_Set exercise_.
Leave the pictures out. Return all other data exactly.
• • • • • • •
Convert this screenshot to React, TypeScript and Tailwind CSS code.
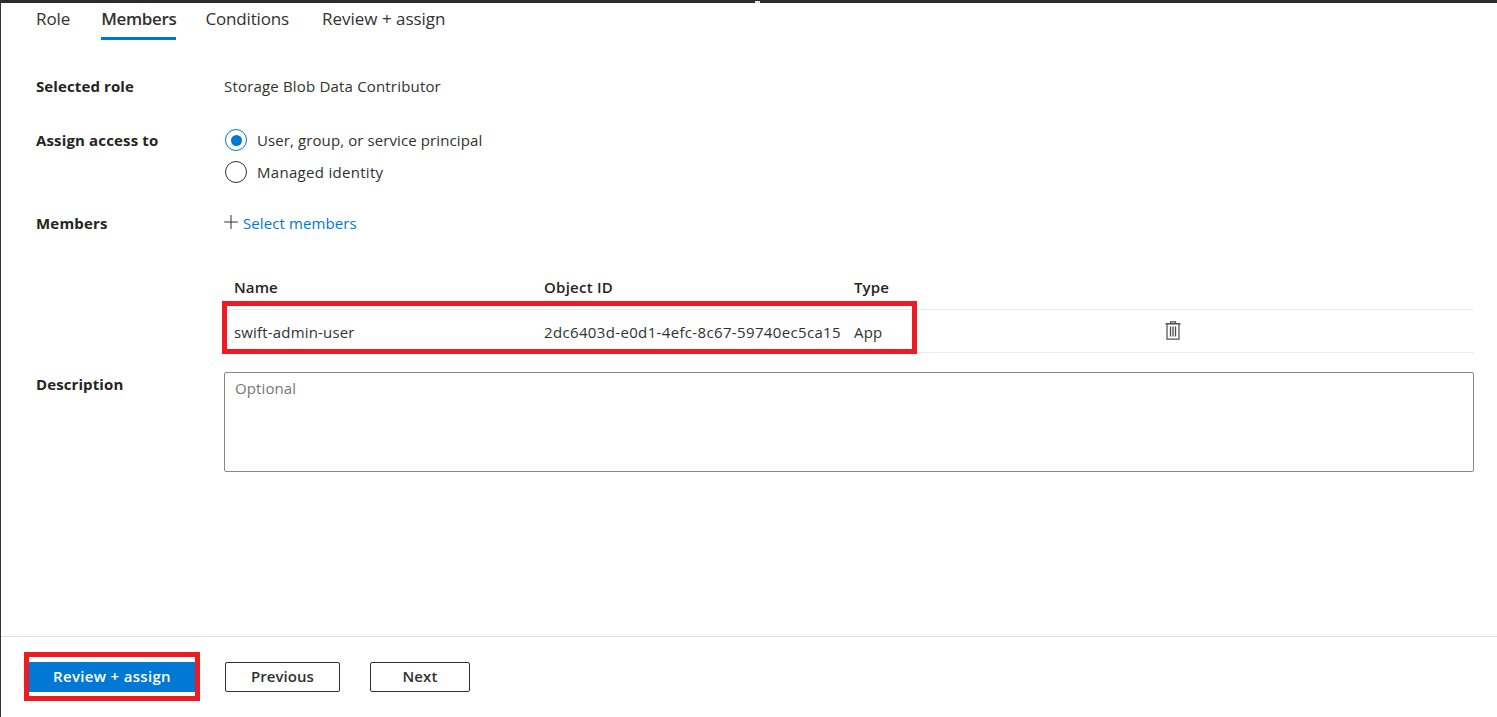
import { Plus } from 'lucide-react'

const font = "font-['Open_Sans','Noto_Sans',sans-serif]"

function Radio({ checked, label, spacing }: { checked?: boolean; label: string; spacing: string }) {
  return (
    <div className="flex items-center h-[22px] gap-[10px]">
      <span className={`w-[22px] h-[22px] ml-px rounded-full border flex items-center justify-center ${checked ? 'border-[#0078d4]' : 'border-[#323130]'}`}>
        {checked && <span className="w-[11px] h-[11px] rounded-full bg-[#0078d4]" />}
      </span>
      <span className={`text-[15px] text-[#323130] ${spacing}`}>{label}</span>
    </div>
  )
}

function TrashIcon() {
  return (
    <svg width="16" height="19" viewBox="0 0 16 19" fill="none" stroke="#4d4d4d" strokeWidth="1.2">
      <path d="M5.5 2.5V.8h5v1.7" />
      <path d="M.5 2.8h15" strokeWidth="1.5" />
      <path d="M2 3v15.2h12V3" />
      <path d="M5.5 5.5v10M8 5.5v10M10.5 5.5v10" strokeWidth="1.3" />
    </svg>
  )
}

export default function App() {
  return (
    <div className={`${font} h-[717px] w-full flex flex-col bg-white border-l border-[#333] overflow-hidden text-[#323130]`}>
      <div className="relative h-[3px] bg-[#2b2b2b] -ml-px shrink-0">
        <div className="absolute left-[755px] top-[1px] w-[5px] h-[2px] bg-[#e6e6e6]" />
      </div>

      {/* tabs */}
      <div className="flex h-[37px] pl-[35px] text-[17px] shrink-0">
        <div className="h-full pt-[3px] mr-[31px] tracking-[-0.1px]">Role</div>
        <div className="h-full pt-[3px] mr-[29px] font-semibold border-b-[3px] border-[#0078d4] tracking-[-0.35px]">Members</div>
        <div className="h-full pt-[3px] mr-[33px] tracking-[-0.15px]">Conditions</div>
        <div className="h-full pt-[3px] tracking-[-0.02px]">Review + assign</div>
      </div>

      {/* form */}
      <div className="flex-1 pl-[35px] pr-[23px] text-[15px]">
        <div className="flex h-[22px] items-center mt-[35px]">
          <div className="w-[188px] font-bold text-[#252423] tracking-[0.11px]">Selected role</div>
          <div className="tracking-[0.18px]">Storage Blob Data Contributor</div>
        </div>

        <div className="flex mt-[32px]">
          <div className="w-[188px] h-[22px] flex items-center font-bold text-[#252423] tracking-[0.15px]">Assign access to</div>
          <div className="flex flex-col gap-[10px]">
            <Radio checked label="User, group, or service principal" spacing="tracking-[0.1px]" />
            <Radio label="Managed identity" spacing="tracking-[0.3px]" />
          </div>
        </div>

        <div className="flex h-[22px] items-center mt-[29px]">
          <div className="w-[188px] font-bold text-[#252423] tracking-[0.2px]">Members</div>
          <div className="flex items-center text-[#0078d4] tracking-[0.1px]">
            <Plus size={22} strokeWidth={1.1} className="text-[#323130] mr-[1px] -mt-[3px] -ml-[4px]" />
            Select members
          </div>
        </div>

        {/* members table */}
        <div className="ml-[188px] mt-[41px]">
          <div className="grid grid-cols-[310px_310px_1fr] h-[35px] pl-[10px] font-semibold text-[#252423] tracking-[0.1px] border-b border-[#edebe9]">
            <div className="pt-[1px]">Name</div>
            <div className="pt-[1px] tracking-[0.25px]">Object ID</div>
            <div className="pt-[1px]">Type</div>
          </div>
          <div className="relative grid grid-cols-[310px_310px_310px_1fr] items-center h-[43px] pl-[10px] border-b border-[#edebe9]">
            <div className="pt-[2px] tracking-[0.17px]">swift-admin-user</div>
            <div className="pt-[2px] whitespace-nowrap tracking-[0.35px]">2dc6403d-e0d1-4efc-8c67-59740ec5ca15</div>
            <div className="pt-[2px] tracking-[0.2px]">App</div>
            <div className="-mt-[1px] pl-[1px]"><TrashIcon /></div>
            <div className="absolute left-[-2px] top-[-9px] w-[695px] h-[53px] border-[5px] border-[#ed1c24]" />
          </div>
        </div>

        <div className="flex mt-[19px]">
          <div className="w-[188px] pt-[1px] font-bold text-[#252423] tracking-[0.1px]">Description</div>
          <div className="flex-1 h-[100px] border border-[#8a8886] rounded-[2px] px-[10px] pt-[4px] text-[#7a7574] tracking-[0.1px]">Optional</div>
        </div>
      </div>

      {/* footer */}
      <div className="h-[81px] border-t border-[#e1dfdd] shrink-0 flex items-start pl-[28px] pt-[25px] text-[15px] font-semibold">
        <div className="relative w-[166px] h-[30px] pb-[1px] bg-[#0078d4] text-white flex items-center justify-center tracking-[0.33px]">
          Review + assign
          <div className="absolute left-[-5px] top-[-10px] w-[176px] h-[49px] border-[5px] border-[#ed1c24]" />
        </div>
        <div className="w-[115px] h-[30px] pb-[1px] ml-[30px] border border-[#323130] rounded-[2px] flex items-center justify-center tracking-[0.05px]">Previous</div>
        <div className="w-[100px] h-[30px] pb-[1px] ml-[30px] border border-[#323130] rounded-[2px] flex items-center justify-center tracking-[0.1px]">Next</div>
      </div>
    </div>
  )
}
• • • • • • •
_Solution to the problem_.
Convert this screenshot to React, TypeScript and Tailwind CSS code.
import { Plus } from 'lucide-react'

const font = "font-['Open_Sans','Noto_Sans',sans-serif]"

function Radio({ checked, label, spacing }: { checked?: boolean; label: string; spacing: string }) {
  return (
    <div className="flex items-center h-[22px] gap-[10px]">
      <span className={`w-[22px] h-[22px] ml-px rounded-full border flex items-center justify-center ${checked ? 'border-[#0078d4]' : 'border-[#323130]'}`}>
        {checked && <span className="w-[11px] h-[11px] rounded-full bg-[#0078d4]" />}
      </span>
      <span className={`text-[15px] text-[#323130] ${spacing}`}>{label}</span>
    </div>
  )
}

function TrashIcon() {
  return (
    <svg width="16" height="19" viewBox="0 0 16 19" fill="none" stroke="#4d4d4d" strokeWidth="1.2">
      <path d="M5.5 2.5V.8h5v1.7" />
      <path d="M.5 2.8h15" strokeWidth="1.5" />
      <path d="M2 3v15.2h12V3" />
      <path d="M5.5 5.5v10M8 5.5v10M10.5 5.5v10" strokeWidth="1.3" />
    </svg>
  )
}

export default function App() {
  return (
    <div className={`${font} h-[717px] w-full flex flex-col bg-white border-l border-[#333] overflow-hidden text-[#323130]`}>
      <div className="relative h-[3px] bg-[#2b2b2b] -ml-px shrink-0">
        <div className="absolute left-[755px] top-[1px] w-[5px] h-[2px] bg-[#e6e6e6]" />
      </div>

      {/* tabs */}
      <div className="flex h-[37px] pl-[35px] text-[17px] shrink-0">
        <div className="h-full pt-[3px] mr-[31px] tracking-[-0.1px]">Role</div>
        <div className="h-full pt-[3px] mr-[29px] font-semibold border-b-[3px] border-[#0078d4] tracking-[-0.35px]">Members</div>
        <div className="h-full pt-[3px] mr-[33px] tracking-[-0.15px]">Conditions</div>
        <div className="h-full pt-[3px] tracking-[-0.02px]">Review + assign</div>
      </div>

      {/* form */}
      <div className="flex-1 pl-[35px] pr-[23px] text-[15px]">
        <div className="flex h-[22px] items-center mt-[35px]">
          <div className="w-[188px] font-bold text-[#252423] tracking-[0.11px]">Selected role</div>
          <div className="tracking-[0.18px]">Storage Blob Data Contributor</div>
        </div>

        <div className="flex mt-[32px]">
          <div className="w-[188px] h-[22px] flex items-center font-bold text-[#252423] tracking-[0.15px]">Assign access to</div>
          <div className="flex flex-col gap-[10px]">
            <Radio checked label="User, group, or service principal" spacing="tracking-[0.1px]" />
            <Radio label="Managed identity" spacing="tracking-[0.3px]" />
          </div>
        </div>

        <div className="flex h-[22px] items-center mt-[29px]">
          <div className="w-[188px] font-bold text-[#252423] tracking-[0.2px]">Members</div>
          <div className="flex items-center text-[#0078d4] tracking-[0.1px]">
            <Plus size={22} strokeWidth={1.1} className="text-[#323130] mr-[1px] -mt-[3px] -ml-[4px]" />
            Select members
          </div>
        </div>

        {/* members table */}
        <div className="ml-[188px] mt-[41px]">
          <div className="grid grid-cols-[310px_310px_1fr] h-[35px] pl-[10px] font-semibold text-[#252423] tracking-[0.1px] border-b border-[#edebe9]">
            <div className="pt-[1px]">Name</div>
            <div className="pt-[1px] tracking-[0.25px]">Object ID</div>
            <div className="pt-[1px]">Type</div>
          </div>
          <div className="relative grid grid-cols-[310px_310px_310px_1fr] items-center h-[43px] pl-[10px] border-b border-[#edebe9]">
            <div className="pt-[2px] tracking-[0.17px]">swift-admin-user</div>
            <div className="pt-[2px] whitespace-nowrap tracking-[0.35px]">2dc6403d-e0d1-4efc-8c67-59740ec5ca15</div>
            <div className="pt-[2px] tracking-[0.2px]">App</div>
            <div className="-mt-[1px] pl-[1px]"><TrashIcon /></div>
            <div className="absolute left-[-2px] top-[-9px] w-[695px] h-[53px] border-[5px] border-[#ed1c24]" />
          </div>
        </div>

        <div className="flex mt-[19px]">
          <div className="w-[188px] pt-[1px] font-bold text-[#252423] tracking-[0.1px]">Description</div>
          <div className="flex-1 h-[100px] border border-[#8a8886] rounded-[2px] px-[10px] pt-[4px] text-[#7a7574] tracking-[0.1px]">Optional</div>
        </div>
      </div>

      {/* footer */}
      <div className="h-[81px] border-t border-[#e1dfdd] shrink-0 flex items-start pl-[28px] pt-[25px] text-[15px] font-semibold">
        <div className="relative w-[166px] h-[30px] pb-[1px] bg-[#0078d4] text-white flex items-center justify-center tracking-[0.33px]">
          Review + assign
          <div className="absolute left-[-5px] top-[-10px] w-[176px] h-[49px] border-[5px] border-[#ed1c24]" />
        </div>
        <div className="w-[115px] h-[30px] pb-[1px] ml-[30px] border border-[#323130] rounded-[2px] flex items-center justify-center tracking-[0.05px]">Previous</div>
        <div className="w-[100px] h-[30px] pb-[1px] ml-[30px] border border-[#323130] rounded-[2px] flex items-center justify-center tracking-[0.1px]">Next</div>
      </div>
    </div>
  )
}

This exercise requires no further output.